**DIRECTIVE**
Repeat the material exactly from its first line to the line that includes "import React from". Skip pictures.

▶

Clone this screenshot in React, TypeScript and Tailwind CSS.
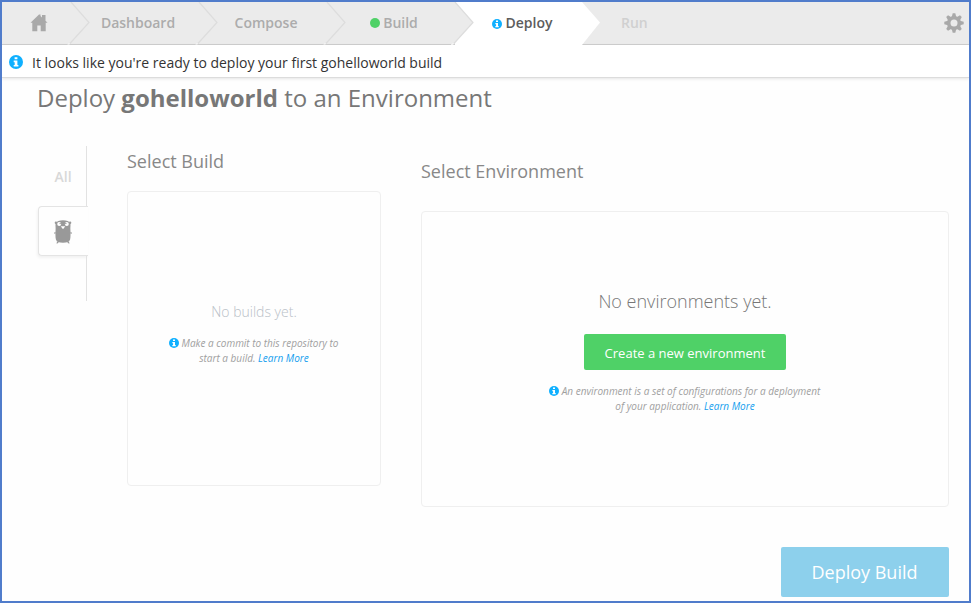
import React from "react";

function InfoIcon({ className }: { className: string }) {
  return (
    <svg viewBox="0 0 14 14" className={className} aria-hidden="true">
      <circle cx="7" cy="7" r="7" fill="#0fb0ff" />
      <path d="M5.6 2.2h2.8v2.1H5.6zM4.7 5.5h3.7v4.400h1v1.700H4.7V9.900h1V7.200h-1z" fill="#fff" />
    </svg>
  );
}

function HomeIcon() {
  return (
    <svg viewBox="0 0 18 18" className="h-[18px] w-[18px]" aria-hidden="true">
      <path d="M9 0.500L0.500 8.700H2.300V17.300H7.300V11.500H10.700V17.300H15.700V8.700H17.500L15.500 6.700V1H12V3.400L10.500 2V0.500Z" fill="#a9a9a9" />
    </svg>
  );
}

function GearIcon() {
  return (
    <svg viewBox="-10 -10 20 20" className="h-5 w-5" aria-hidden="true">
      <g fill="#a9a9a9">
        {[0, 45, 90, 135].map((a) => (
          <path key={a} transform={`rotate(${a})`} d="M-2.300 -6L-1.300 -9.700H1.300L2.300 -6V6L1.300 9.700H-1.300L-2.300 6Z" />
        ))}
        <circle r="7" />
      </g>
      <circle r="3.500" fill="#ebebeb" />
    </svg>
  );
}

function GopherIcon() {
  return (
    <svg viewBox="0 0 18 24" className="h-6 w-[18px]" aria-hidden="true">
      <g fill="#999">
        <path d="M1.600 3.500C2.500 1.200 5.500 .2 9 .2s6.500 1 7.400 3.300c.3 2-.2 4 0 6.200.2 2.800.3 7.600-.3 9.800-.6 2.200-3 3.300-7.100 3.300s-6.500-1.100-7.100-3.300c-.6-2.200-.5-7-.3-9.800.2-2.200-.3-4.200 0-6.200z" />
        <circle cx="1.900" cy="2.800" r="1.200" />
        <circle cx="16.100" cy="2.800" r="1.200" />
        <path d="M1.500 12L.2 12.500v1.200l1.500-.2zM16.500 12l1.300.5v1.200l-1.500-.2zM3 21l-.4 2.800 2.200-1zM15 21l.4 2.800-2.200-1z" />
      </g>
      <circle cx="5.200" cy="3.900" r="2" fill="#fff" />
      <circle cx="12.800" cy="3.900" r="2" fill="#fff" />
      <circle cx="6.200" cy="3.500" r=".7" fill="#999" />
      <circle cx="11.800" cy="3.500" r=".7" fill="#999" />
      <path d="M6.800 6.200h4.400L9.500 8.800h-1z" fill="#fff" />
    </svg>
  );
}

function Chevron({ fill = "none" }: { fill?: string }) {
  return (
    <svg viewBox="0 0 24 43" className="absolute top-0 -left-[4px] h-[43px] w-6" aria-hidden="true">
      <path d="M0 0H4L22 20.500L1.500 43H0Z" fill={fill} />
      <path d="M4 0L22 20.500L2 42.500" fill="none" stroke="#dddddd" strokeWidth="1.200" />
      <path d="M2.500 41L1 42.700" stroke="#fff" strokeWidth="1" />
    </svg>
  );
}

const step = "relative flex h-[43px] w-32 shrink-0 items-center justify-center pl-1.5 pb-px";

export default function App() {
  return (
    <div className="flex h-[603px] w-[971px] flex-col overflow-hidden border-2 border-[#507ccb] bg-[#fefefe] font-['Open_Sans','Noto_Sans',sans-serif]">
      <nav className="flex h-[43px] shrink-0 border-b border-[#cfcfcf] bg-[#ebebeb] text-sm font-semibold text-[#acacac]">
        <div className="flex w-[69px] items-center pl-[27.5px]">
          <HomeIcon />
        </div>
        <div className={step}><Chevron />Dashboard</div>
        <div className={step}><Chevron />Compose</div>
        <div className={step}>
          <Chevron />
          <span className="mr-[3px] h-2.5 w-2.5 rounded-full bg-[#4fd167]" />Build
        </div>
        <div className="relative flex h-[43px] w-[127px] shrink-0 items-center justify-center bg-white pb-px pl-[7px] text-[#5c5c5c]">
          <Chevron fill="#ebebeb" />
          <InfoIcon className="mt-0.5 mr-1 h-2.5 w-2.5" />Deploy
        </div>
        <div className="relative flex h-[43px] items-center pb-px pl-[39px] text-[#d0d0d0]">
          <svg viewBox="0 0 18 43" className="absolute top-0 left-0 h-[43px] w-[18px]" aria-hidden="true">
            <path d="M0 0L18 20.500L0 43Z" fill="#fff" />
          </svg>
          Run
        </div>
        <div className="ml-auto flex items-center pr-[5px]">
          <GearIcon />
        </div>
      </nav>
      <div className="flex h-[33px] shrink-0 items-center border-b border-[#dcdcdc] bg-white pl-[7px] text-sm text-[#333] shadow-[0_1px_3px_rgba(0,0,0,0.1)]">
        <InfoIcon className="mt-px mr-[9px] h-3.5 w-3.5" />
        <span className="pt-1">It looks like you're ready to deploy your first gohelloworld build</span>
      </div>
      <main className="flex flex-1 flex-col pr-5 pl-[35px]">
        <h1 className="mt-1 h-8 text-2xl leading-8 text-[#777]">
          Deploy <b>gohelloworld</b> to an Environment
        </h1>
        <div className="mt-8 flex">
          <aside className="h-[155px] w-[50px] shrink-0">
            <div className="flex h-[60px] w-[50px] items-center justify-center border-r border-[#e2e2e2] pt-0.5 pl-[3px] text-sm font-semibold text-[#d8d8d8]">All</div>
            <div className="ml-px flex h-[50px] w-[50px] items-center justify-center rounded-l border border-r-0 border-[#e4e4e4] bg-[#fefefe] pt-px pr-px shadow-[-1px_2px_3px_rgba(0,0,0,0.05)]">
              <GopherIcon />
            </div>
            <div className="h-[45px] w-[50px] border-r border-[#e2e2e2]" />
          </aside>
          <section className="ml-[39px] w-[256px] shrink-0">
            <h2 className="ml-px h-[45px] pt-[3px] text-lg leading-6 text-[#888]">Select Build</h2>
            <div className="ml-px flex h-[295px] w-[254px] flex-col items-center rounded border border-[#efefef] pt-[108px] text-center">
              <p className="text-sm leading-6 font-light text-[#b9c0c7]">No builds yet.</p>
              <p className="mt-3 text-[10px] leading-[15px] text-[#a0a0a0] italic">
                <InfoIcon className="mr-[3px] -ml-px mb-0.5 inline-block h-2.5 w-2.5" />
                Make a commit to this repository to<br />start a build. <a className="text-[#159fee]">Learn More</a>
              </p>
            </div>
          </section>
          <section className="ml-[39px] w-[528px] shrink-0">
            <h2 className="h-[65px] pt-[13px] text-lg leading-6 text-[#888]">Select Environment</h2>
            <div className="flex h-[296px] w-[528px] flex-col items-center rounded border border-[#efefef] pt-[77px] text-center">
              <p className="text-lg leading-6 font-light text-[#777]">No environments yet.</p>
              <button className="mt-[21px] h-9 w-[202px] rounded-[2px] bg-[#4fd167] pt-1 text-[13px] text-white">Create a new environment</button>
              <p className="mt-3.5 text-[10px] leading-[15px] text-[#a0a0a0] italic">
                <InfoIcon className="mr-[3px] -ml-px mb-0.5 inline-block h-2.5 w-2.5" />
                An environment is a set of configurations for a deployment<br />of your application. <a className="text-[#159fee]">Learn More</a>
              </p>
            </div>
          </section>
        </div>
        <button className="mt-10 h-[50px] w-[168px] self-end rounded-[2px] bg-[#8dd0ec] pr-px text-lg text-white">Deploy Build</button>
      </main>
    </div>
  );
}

◀

**WRITTEN REPLY**
Clone this screenshot in React, TypeScript and Tailwind CSS.
import React from "react";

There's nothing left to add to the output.